Em 1947, desapontado com a
atuação da Mangueira no Carnaval
anterior, Pedro Caetano denunciou: "Mangueira/ Onde é que estão
os tamborins, ó nega?/ Viver somente de cartaz não chega/ Põe as
pastoras na avenida / Mangueira
querida.// Antigamente havia grande escola/ Lindos sambas do Cartola/ Um sucesso de Mangueira/ Mas
hoje o silêncio é profundo/ E por
nada deste mundo/ Eu consigo ouvir Mangueira".

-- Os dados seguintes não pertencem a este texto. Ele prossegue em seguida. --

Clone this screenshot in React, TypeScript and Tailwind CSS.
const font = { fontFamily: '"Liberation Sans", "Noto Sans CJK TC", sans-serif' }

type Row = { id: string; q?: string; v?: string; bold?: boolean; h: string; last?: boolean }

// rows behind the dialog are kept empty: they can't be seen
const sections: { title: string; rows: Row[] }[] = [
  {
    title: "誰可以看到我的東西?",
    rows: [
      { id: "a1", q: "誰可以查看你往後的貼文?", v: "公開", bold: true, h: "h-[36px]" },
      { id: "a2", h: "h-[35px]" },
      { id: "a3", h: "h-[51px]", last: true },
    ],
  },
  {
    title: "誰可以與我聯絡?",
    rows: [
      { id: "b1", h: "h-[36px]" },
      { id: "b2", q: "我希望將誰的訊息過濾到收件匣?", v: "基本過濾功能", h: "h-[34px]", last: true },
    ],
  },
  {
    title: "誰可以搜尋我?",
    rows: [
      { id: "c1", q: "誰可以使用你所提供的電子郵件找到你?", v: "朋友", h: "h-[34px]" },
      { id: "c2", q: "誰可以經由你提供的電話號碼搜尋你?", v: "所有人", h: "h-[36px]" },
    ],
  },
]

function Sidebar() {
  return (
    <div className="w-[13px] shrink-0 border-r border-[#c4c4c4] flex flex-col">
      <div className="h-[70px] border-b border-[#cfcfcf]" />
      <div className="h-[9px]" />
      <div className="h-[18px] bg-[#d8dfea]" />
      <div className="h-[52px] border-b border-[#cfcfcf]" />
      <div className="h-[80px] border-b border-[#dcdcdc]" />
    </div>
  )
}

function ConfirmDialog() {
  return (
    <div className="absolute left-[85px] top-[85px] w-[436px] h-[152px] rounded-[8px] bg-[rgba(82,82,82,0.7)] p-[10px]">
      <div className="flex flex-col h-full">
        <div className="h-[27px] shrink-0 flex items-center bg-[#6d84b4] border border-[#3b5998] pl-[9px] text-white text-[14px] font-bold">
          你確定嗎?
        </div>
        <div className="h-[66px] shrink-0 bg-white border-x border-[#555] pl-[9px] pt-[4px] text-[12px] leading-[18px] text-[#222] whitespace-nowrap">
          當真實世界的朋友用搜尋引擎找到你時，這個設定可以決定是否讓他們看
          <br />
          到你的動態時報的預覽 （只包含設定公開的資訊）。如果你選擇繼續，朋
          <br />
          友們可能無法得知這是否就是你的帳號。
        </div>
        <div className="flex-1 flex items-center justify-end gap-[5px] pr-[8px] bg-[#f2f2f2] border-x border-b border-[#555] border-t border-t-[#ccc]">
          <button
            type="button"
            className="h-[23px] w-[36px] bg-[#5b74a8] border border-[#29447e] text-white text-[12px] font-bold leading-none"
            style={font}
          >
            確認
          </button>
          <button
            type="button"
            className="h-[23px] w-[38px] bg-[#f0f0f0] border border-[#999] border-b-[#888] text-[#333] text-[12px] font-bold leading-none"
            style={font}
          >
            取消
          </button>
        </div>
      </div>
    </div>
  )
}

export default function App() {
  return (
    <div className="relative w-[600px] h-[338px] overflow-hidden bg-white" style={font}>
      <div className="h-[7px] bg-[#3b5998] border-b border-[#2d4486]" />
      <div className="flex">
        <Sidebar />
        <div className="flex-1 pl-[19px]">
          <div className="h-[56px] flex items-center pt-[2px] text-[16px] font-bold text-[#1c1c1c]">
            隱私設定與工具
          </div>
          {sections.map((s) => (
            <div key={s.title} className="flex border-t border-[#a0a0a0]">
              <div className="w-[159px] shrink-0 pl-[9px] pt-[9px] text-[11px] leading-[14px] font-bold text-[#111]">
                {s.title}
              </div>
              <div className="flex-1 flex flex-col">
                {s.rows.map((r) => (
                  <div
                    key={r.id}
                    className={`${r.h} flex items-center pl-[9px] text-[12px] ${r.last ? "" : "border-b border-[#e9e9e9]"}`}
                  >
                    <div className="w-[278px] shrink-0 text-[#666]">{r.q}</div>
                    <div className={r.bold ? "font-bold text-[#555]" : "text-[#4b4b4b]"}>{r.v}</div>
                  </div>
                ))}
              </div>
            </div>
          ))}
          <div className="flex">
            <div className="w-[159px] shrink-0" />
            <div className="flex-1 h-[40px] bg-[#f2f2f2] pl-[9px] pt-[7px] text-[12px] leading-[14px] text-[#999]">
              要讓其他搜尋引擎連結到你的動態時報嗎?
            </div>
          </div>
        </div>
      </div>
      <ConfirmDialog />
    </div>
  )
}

Foi pena pela praça Onze, mas,
sem ela, e partindo inicialmente para a av. Rio Branco, as escolas ganharam espaço para crescer, e como cresceram. Donde Herivelto e
Otelo se alarmaram à toa. Quanto à
Mangueira, nunca silenciaria, e
Cartola ainda levaria 20 anos para
compor seus maiores sambas. Como dizia Rubem Braga, o pessoal é
muito afobado.
Nunca ouvi, das maiores autoridades em Carnaval que conheci
-Albino Pinheiro e Eneida, no passado, e Haroldo Costa, hoje-, uma
opinião catastrofista. Apesar de toda a sua autoridade, eles nunca se
arvoraram em decretar o que o Carnaval ou o desfile das escolas "deveria ser". Sabiam que, desde o começo, em 1928 ou 29, elas nunca deixaram de se transformar.
A vitória da coreografia ensaiada
sobre o samba no pé nos últimos
desfiles do Rio, culminando com o
ilusionismo da Unidos da Tijuca, é
apenas a etapa atual. Nada impede
que o Carnaval de 2020 seja disputado no chão entre passistas descalços, como já foi.